Ever since the tragic sinking of the Titanic on her maiden voyage, the word “unsinkable” has acquired a very cynical connotation in our society. Rather than representing unsurpassed seaworthiness, it has come to represent the arrogance and folly of believing one’s self to be beyond risk.
With a new tidal-wave of “gold bubble” propaganda having swept through the mainstream media as gold made its latest surge, quite obviously many market sheep have been duped into viewing gold as the new ‘Titanic’. Yet as we watched gold getting “torpedoed” last week still another time by the banking cabal there is only one word we could use in describing the performance of the yellow metal: buoyant.
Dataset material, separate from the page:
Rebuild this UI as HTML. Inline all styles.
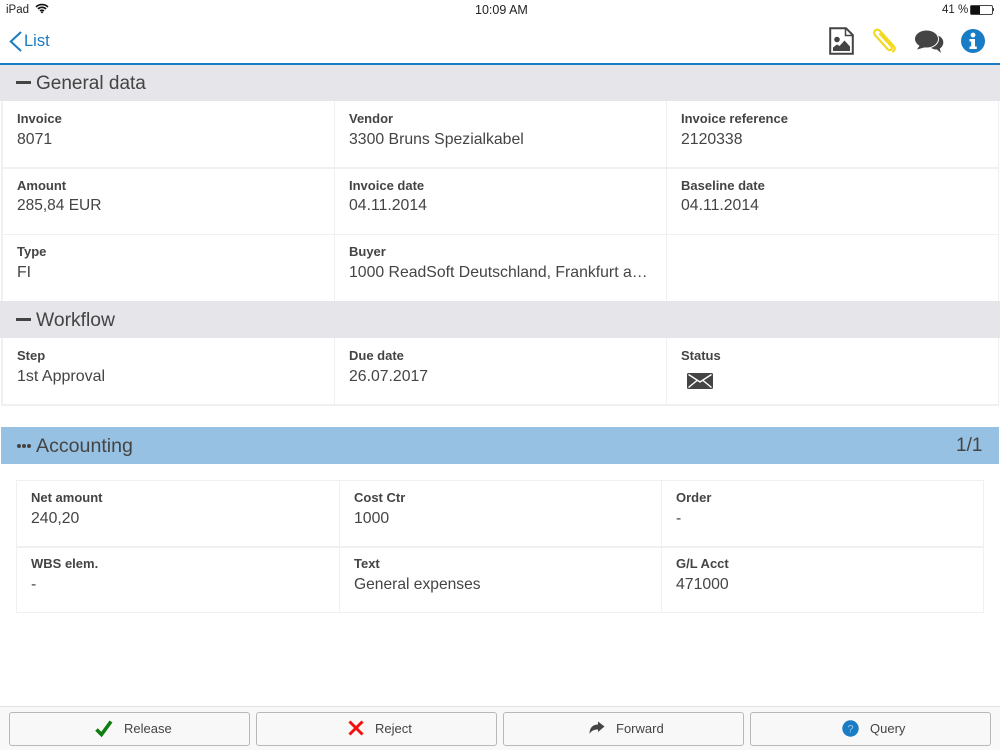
<!DOCTYPE html>
<html><head><meta charset="utf-8"><style>
html,body{margin:0;padding:0;background:#fff}
#p{position:relative;width:1000px;height:750px;overflow:hidden;background:#fff;font-family:"Liberation Sans",sans-serif;color:#444}
#p div,#p svg{position:absolute}
.t{white-space:nowrap}
.l{font-size:13px;font-weight:bold;line-height:16px;color:#444;white-space:nowrap}
.v{font-size:15.8px;line-height:20px;color:#444;white-space:nowrap}
.h{font-size:19.3px;line-height:24px;color:#444;white-space:nowrap}
.g{background:#f0f0f2}
.s{background:#e5e5ea;height:36px;left:0;width:1000px}
.b{top:712px;width:239px;height:32px;border:1px solid #b8b8b8;border-radius:3px;background:#f8f8f8}
.bt{top:721px;font-size:13px;line-height:16px;color:#444;white-space:nowrap}
</style></head><body><div id="p">
<div class="t" style="left:6px;top:3px;font-size:11.5px;line-height:14px;color:#222">iPad</div>
<svg style="left:35px;top:3px" width="14" height="11" viewBox="0 0 14 11"><path d="M1 4a8.5 8.5 0 0 1 12 0M3 6a5.7 5.7 0 0 1 8 0M5 8a2.8 2.8 0 0 1 4 0" fill="none" stroke="#111" stroke-width="1.6"/><path d="M7 10.5L5.6 9a2 2 0 0 1 2.8 0z" fill="#111"/></svg>
<div class="t" style="left:475px;top:3px;font-size:12.5px;line-height:14px;color:#222">10:09 AM</div>
<div class="t" style="left:942px;top:3px;font-size:11.5px;line-height:14px;color:#222">41 %</div>
<div style="left:970px;top:5px;width:21px;height:8px;border:1px solid #444;border-radius:2px"></div>
<div style="left:971px;top:6px;width:9px;height:8px;background:#111"></div>
<div style="left:993px;top:8px;width:1px;height:3px;background:#444"></div>

<svg style="left:9px;top:31px" width="14" height="21" viewBox="0 0 14 21"><path d="M12 1L1.8 10.5L12 20" fill="none" stroke="#1a7cc4" stroke-width="2"/></svg>
<div class="t" style="left:24px;top:30px;font-size:16.5px;line-height:22px;color:#1a7cc4">List</div>

<svg style="left:829px;top:27px" width="25" height="28" viewBox="0 0 25 28"><path d="M1.2 1.2H17L23.8 8V26.8H1.2Z" fill="#fff" stroke="#444" stroke-width="2"/><path d="M16.5 2V8.5H23" fill="none" stroke="#444" stroke-width="1.5"/><circle cx="8" cy="12.5" r="2.8" fill="#444"/><path d="M4 24V20.5L8 17.5L10.5 19L15.5 13.5L21 19.5V24Z" fill="#444"/></svg>
<svg style="left:873px;top:28px" width="24" height="26" viewBox="0 0 24 26"><path d="M20 23.5C22.5 21.5 22 19.5 20.5 18L7.5 3.5C5.8 1.3 3.6 1.2 2.2 2.5C.7 4 1 6 2.5 7.7L14.5 21C15.8 22.4 17.3 22.5 18.3 21.5C19.3 20.5 19 19.2 18 18L7 6" fill="none" stroke="#f4d81c" stroke-width="2.1" stroke-linecap="round"/></svg>
<svg style="left:914px;top:30px" width="30" height="24" viewBox="0 0 30 24"><ellipse cx="22" cy="12.5" rx="7.3" ry="7" fill="#444"/><path d="M20 17L27 23L25 16Z" fill="#444"/><ellipse cx="12.5" cy="9" rx="12" ry="9" fill="#444" stroke="#fff" stroke-width="1"/><path d="M6 15L3 19.5L12 17Z" fill="#444"/></svg>
<svg style="left:961px;top:29px" width="24" height="24" viewBox="0 0 24 24"><circle cx="12" cy="12" r="12" fill="#1a7cc4"/><circle cx="12" cy="6" r="2.4" fill="#fff"/><path d="M8.5 10H14V17.5H15.8V20H8.5V17.5H10.2V12.5H8.5Z" fill="#fff"/></svg>

<div style="left:0;top:63px;width:1000px;height:2px;background:#1a7cc4"></div>

<div class="s" style="top:65px"></div>
<div style="left:16px;top:81px;width:15px;height:3px;background:#444"></div>
<div class="h" style="left:36px;top:72px;font-size:19px">General data</div>

<div class="g" style="left:1px;top:101px;width:1.5px;height:200px"></div>
<div class="g" style="left:333.5px;top:101px;width:1.5px;height:200px"></div>
<div class="g" style="left:665.5px;top:101px;width:1.5px;height:200px"></div>
<div class="g" style="left:997.5px;top:101px;width:1.5px;height:200px"></div>
<div class="g" style="left:1px;top:167px;width:998px;height:1.5px"></div>
<div class="g" style="left:1px;top:233.5px;width:998px;height:1.5px"></div>

<div class="l" style="left:17px;top:111px">Invoice</div><div class="v" style="left:17px;top:130px">8071</div>
<div class="l" style="left:349px;top:111px">Vendor</div><div class="v" style="left:349px;top:130px">3300 Bruns Spezialkabel</div>
<div class="l" style="left:681px;top:111px">Invoice reference</div><div class="v" style="left:681px;top:130px">2120338</div>
<div class="l" style="left:17px;top:178px">Amount</div><div class="v" style="left:17px;top:196px;font-size:15.5px">285,84 EUR</div>
<div class="l" style="left:349px;top:178px">Invoice date</div><div class="v" style="left:349px;top:196px">04.11.2014</div>
<div class="l" style="left:681px;top:178px">Baseline date</div><div class="v" style="left:681px;top:196px">04.11.2014</div>
<div class="l" style="left:17px;top:244px">Type</div><div class="v" style="left:17px;top:263px">FI</div>
<div class="l" style="left:349px;top:244px">Buyer</div><div class="v" style="left:349px;top:263px">1000 ReadSoft Deutschland, Frankfurt a…</div>

<div class="s" style="top:301px;height:37px"></div>
<div style="left:16px;top:318px;width:15px;height:3px;background:#444"></div>
<div class="h" style="left:36px;top:309px">Workflow</div>

<div class="g" style="left:1px;top:338px;width:1.5px;height:67px"></div>
<div class="g" style="left:333.5px;top:338px;width:1.5px;height:67px"></div>
<div class="g" style="left:665.5px;top:338px;width:1.5px;height:67px"></div>
<div class="g" style="left:997.5px;top:338px;width:1.5px;height:67px"></div>
<div class="g" style="left:1px;top:404px;width:998px;height:1.5px"></div>
<div class="l" style="left:17px;top:348px">Step</div><div class="v" style="left:17px;top:367px;font-size:16px">1st Approval</div>
<div class="l" style="left:349px;top:348px">Due date</div><div class="v" style="left:349px;top:367px">26.07.2017</div>
<div class="l" style="left:681px;top:348px">Status</div>
<svg style="left:687px;top:373px" width="26" height="16" viewBox="0 0 26 16"><rect width="26" height="16" rx="1.5" fill="#444"/><path d="M1.5 1.5L13 9L24.5 1.5M1.5 14.5L10 7.5M24.5 14.5L16 7.5" fill="none" stroke="#fff" stroke-width="1.4"/></svg>

<div style="left:1px;top:427px;width:998px;height:37px;background:#97c1e2"></div>
<div style="left:17px;top:444px;width:3.6px;height:3.6px;border-radius:2px;background:#444"></div>
<div style="left:22px;top:444px;width:3.6px;height:3.6px;border-radius:2px;background:#444"></div>
<div style="left:27px;top:444px;width:3.6px;height:3.6px;border-radius:2px;background:#444"></div>
<div class="h" style="left:36px;top:434px;font-size:19.6px">Accounting</div>
<div class="t" style="left:956px;top:434px;font-size:19px;line-height:24px;color:#444">1/1</div>

<div style="left:16px;top:480px;width:966px;height:131px;border:1px solid #f0f0f2"></div>
<div class="g" style="left:338.5px;top:480px;width:1.5px;height:132px"></div>
<div class="g" style="left:660.5px;top:480px;width:1.5px;height:132px"></div>
<div class="g" style="left:16px;top:546px;width:968px;height:1.5px"></div>
<div class="l" style="left:31px;top:490px">Net amount</div><div class="v" style="left:31px;top:509px">240,20</div>
<div class="l" style="left:354px;top:490px">Cost Ctr</div><div class="v" style="left:354px;top:509px">1000</div>
<div class="l" style="left:676px;top:490px">Order</div><div class="v" style="left:676px;top:509px">-</div>
<div class="l" style="left:31px;top:556px">WBS elem.</div><div class="v" style="left:31px;top:575px">-</div>
<div class="l" style="left:354px;top:556px">Text</div><div class="v" style="left:354px;top:575px;font-size:15.6px">General expenses</div>
<div class="l" style="left:676px;top:556px">G/L Acct</div><div class="v" style="left:676px;top:575px">471000</div>

<div style="left:0;top:706px;width:1000px;height:44px;background:#f8f8f8;border-top:1px solid #e3e3e3;box-sizing:border-box"></div>
<div class="b" style="left:9px"></div>
<div class="b" style="left:256px"></div>
<div class="b" style="left:503px"></div>
<div class="b" style="left:750px"></div>
<svg style="left:95px;top:720px" width="18" height="17" viewBox="0 0 18 17"><path d="M1.5 9.5L6.5 14.5L16 1.5" fill="none" stroke="#0f7d0f" stroke-width="3.6"/></svg>
<div class="bt" style="left:124px">Release</div>
<svg style="left:348px;top:720px" width="16" height="16" viewBox="0 0 16 16"><path d="M1.5 1.5L14.5 14.5M14.5 1.5L1.5 14.5" stroke="#f40f0f" stroke-width="3" fill="none"/></svg>
<div class="bt" style="left:375px">Reject</div>
<svg style="left:589px;top:721px" width="16" height="14" viewBox="0 0 16 14"><path d="M15.5 5.5L9 .5V3.5C4 3.5 .5 6.5 .5 13C2.5 9.5 5 8.5 9 8.5V11Z" fill="#444"/></svg>
<div class="bt" style="left:616px">Forward</div>
<svg style="left:842px;top:720px" width="17" height="17" viewBox="0 0 17 17"><circle cx="8.5" cy="8.5" r="8.2" fill="#1a7cc4"/><text x="8.5" y="12.5" font-size="11" text-anchor="middle" fill="#9cc8e8" font-family="Liberation Sans">?</text></svg>
<div class="bt" style="left:870px">Query</div>
</div></body></html>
The bankers (and their minions in the media) were positively giddy as they proclaimed mid-week that gold had suffered “its worst three-day plunge since 1980”. These deceitful bears were markedly less-exuberant as gold roared back with one of, if not the biggest two-day rally in its trading history – totally negating the significance of the prior plunge. It was a performance which could only be envied by the builders of the Titanic.
Readers are right in being skeptical about merely the “chart strength” which gold has demonstrated, however. As I continually remind people “technical analysis” is the least significant aspect of market analysis. This will naturally enrage the “T/A jockeys”, who like to pretend that technical analysis is all-powerful – simply because it is fast and easy, and requires no genuine comprehension, other than the ability to spot patterns in pictures.
This complete reliance upon charts rather than fundamentals is more than merely simplistic, it is dangerous. This is due to the fact that all technical analysis is based upon a long list of assumptions – all of which must be true, or all statistical validity of such analysis instantly evaporates. Thus the appropriate way to demonstrate the “unsinkable” status of gold is through fundamentals-based analysis rather than statistical “hocus pocus”. It is here that gold shines even brighter.
Ironically, gold’s remarkable buoyancy is a subject of great interest to silver-bulls. Why? Because of the gold/silver price ratio. Knowledgeable silver investors know that not only will the gold/silver ratio narrow to at least its historical average of 15:1, but because of the complete destruction of silver inventories (thanks to decades of bankster shorting) the ratio will likely narrow ever further than 15:1.
Given these parameters, cautious silver investors naturally have one burning question in their minds: why am I (and other silver-bulls) absolutely confident that the price of silver will rise up dramatically to close the gap in this ratio rather than the price of gold falling down to that price level?  Thus gold’s “unsinkable” fundamentals are every bit as important to silver investors as gold investors themselves.
Naturally the most important of these fundamentals iscurrency dilution. The equation is very simple. We have one form of currency (beautiful, durable, and precious) whose supply is increasing by roughly 2% per year. Stacked against that we have an assortment of paper currencies being diluted by double-digit amounts every year. Worse still, there is absolutely nothing “backing” this paper, and most of the nations issuing these currencies are rapidly progressing from mere insolvency to outright bankruptcy.
As I have pointed out on several previous occasions, un-backed paper currencies are literally nothing more than unsecured “IOU’s” of the governments issuing these currencies. It is a tautology that the “value” of an (unsecured) IOU from an insolvent debtor is zero – or nearly so. Conversely, gold is a currency which is not only free from any claims of debt but possesses its own intrinsic value (as a superior form of “money”).
Such a comparison is no comparison at all. We have more than a thousand years of history of “fiat currencies” (i.e. money backed by nothing) being inflicted upon various populations again and again – always with the same result: the paper currency system collapses. Meanwhile, gold has not only “stood the test of time” in being universally regarded as “good money” for nearly 5,000 years, but it has perfectly preserved its value over those millennia.